_YOUR OBJECTIVE_
Identify each line below that contains the word "React", and copy it out.

_DATASET CONTENT_
━━━━━━

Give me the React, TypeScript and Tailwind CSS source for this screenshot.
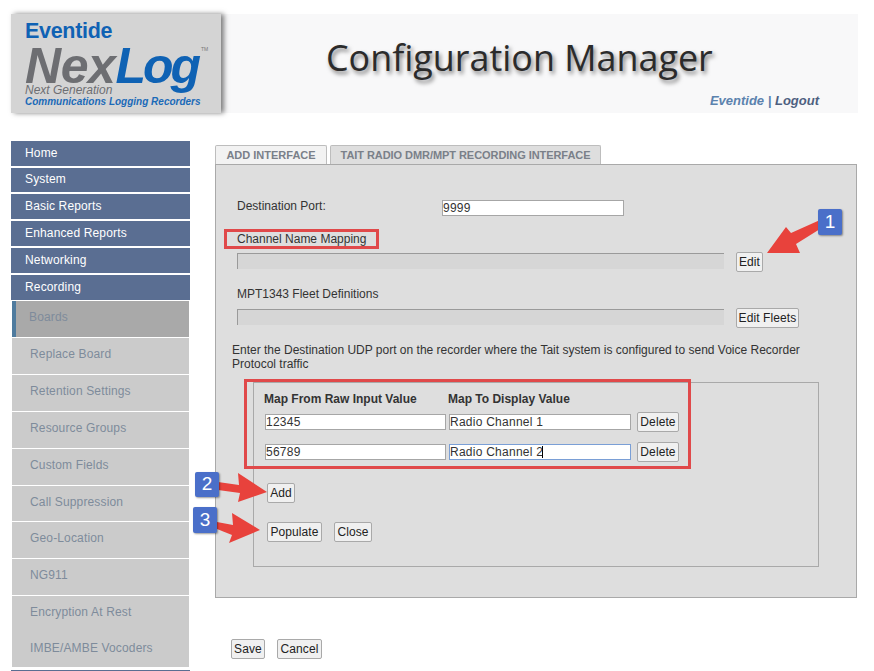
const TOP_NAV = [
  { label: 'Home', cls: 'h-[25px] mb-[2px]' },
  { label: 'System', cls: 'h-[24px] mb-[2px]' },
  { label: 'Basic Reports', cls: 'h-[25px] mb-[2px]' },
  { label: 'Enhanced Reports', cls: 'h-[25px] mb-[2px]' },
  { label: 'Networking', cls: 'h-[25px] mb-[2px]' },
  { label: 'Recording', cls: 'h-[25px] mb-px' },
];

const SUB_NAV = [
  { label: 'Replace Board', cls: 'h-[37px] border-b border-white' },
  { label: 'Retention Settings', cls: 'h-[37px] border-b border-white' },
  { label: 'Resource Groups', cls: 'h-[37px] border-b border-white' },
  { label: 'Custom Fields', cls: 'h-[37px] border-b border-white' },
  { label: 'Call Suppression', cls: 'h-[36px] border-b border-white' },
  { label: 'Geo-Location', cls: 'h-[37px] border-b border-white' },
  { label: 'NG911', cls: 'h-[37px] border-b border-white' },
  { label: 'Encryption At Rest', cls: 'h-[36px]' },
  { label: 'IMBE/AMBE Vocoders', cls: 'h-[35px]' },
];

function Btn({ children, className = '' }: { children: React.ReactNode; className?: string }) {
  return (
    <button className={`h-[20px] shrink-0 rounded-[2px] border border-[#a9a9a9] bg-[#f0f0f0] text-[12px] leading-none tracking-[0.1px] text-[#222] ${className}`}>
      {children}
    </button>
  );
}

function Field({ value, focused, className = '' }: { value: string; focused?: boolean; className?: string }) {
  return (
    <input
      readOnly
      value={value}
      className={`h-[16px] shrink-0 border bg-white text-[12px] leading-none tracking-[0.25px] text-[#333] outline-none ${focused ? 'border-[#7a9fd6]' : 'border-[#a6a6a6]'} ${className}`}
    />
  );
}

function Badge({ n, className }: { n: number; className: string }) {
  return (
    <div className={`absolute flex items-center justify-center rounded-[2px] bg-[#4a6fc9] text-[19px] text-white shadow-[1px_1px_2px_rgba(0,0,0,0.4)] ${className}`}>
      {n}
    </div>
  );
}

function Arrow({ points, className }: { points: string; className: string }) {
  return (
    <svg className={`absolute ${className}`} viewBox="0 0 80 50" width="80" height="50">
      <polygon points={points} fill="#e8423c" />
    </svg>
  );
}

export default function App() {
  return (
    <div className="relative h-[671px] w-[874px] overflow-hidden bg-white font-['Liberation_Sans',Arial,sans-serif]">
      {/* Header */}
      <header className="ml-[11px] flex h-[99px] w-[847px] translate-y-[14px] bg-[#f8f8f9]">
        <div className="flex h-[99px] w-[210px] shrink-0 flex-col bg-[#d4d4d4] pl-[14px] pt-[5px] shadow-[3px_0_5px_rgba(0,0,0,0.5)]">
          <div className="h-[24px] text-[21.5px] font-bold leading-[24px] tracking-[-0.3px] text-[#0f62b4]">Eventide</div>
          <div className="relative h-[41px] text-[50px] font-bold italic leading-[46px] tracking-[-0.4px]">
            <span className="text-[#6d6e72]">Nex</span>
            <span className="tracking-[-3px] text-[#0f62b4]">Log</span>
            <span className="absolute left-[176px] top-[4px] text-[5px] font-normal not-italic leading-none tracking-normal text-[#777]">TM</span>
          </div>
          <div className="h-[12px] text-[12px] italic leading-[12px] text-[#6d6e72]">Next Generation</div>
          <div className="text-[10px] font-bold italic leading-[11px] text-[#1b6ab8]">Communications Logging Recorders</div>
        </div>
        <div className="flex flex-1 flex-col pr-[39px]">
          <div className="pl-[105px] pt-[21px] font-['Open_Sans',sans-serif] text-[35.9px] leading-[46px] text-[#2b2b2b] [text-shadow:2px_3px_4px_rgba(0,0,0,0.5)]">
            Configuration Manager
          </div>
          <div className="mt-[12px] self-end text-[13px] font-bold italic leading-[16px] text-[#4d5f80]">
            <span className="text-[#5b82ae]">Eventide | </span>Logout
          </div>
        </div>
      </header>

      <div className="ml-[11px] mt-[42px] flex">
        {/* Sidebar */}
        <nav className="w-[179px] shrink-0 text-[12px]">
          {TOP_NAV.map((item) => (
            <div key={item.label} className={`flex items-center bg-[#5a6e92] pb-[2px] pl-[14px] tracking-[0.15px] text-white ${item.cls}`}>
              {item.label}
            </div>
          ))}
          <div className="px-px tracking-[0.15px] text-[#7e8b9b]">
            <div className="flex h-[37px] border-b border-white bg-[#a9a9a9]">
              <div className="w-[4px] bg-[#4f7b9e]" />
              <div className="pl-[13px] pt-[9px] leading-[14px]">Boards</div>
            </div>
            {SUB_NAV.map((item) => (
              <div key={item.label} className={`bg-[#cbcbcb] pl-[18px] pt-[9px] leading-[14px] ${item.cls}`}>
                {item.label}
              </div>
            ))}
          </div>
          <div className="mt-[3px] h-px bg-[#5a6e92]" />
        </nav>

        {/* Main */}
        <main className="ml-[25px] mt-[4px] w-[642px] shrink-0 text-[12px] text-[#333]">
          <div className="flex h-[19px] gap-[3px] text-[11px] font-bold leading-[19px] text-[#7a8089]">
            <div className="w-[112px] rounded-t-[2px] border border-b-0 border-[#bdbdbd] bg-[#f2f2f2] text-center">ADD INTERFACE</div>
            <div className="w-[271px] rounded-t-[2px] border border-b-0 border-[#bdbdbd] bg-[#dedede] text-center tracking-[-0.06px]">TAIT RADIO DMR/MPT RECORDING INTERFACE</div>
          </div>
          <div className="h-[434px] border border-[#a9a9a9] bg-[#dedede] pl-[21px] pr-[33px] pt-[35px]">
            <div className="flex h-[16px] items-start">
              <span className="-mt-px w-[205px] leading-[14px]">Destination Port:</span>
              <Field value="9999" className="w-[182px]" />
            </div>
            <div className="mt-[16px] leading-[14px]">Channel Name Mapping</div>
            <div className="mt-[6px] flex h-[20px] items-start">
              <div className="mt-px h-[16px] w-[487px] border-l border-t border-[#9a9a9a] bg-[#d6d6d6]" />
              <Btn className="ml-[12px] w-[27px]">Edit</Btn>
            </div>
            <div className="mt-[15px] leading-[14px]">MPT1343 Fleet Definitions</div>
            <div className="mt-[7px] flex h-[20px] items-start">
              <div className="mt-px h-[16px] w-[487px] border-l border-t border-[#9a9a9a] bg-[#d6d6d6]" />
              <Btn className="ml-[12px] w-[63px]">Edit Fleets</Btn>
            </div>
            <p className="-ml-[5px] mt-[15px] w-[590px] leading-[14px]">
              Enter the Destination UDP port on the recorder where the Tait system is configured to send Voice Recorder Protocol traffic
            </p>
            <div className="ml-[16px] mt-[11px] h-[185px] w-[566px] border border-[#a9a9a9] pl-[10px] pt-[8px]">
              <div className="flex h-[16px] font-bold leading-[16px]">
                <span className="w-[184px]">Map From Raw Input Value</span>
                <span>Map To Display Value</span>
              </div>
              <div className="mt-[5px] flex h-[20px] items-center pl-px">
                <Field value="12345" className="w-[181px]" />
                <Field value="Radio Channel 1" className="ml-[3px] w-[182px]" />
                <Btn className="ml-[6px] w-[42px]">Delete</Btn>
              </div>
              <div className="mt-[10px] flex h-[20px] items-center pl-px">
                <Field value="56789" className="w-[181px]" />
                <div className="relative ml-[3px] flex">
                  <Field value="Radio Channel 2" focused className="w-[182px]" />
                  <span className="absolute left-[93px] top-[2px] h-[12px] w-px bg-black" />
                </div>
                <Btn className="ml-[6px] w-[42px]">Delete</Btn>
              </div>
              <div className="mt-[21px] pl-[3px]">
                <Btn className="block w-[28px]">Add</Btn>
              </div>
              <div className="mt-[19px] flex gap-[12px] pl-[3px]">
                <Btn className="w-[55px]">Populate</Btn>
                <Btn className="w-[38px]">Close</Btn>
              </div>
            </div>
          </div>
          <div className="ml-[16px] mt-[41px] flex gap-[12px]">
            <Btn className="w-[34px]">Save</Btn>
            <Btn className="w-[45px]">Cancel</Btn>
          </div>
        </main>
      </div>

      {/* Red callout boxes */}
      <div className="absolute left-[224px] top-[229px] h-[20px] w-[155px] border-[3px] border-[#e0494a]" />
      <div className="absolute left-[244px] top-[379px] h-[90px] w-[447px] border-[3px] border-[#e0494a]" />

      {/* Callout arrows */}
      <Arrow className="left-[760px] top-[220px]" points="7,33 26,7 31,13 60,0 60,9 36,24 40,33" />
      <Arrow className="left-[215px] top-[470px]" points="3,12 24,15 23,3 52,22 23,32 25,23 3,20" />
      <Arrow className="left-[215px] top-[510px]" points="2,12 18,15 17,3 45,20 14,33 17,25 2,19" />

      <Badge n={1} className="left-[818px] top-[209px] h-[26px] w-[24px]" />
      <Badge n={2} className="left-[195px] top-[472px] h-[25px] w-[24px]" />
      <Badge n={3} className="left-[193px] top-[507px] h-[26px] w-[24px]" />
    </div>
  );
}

━━━━━━

_ANSWER IN FULL_
Give me the React, TypeScript and Tailwind CSS source for this screenshot.
function Btn({ children, className = '' }: { children: React.ReactNode; className?: string }) {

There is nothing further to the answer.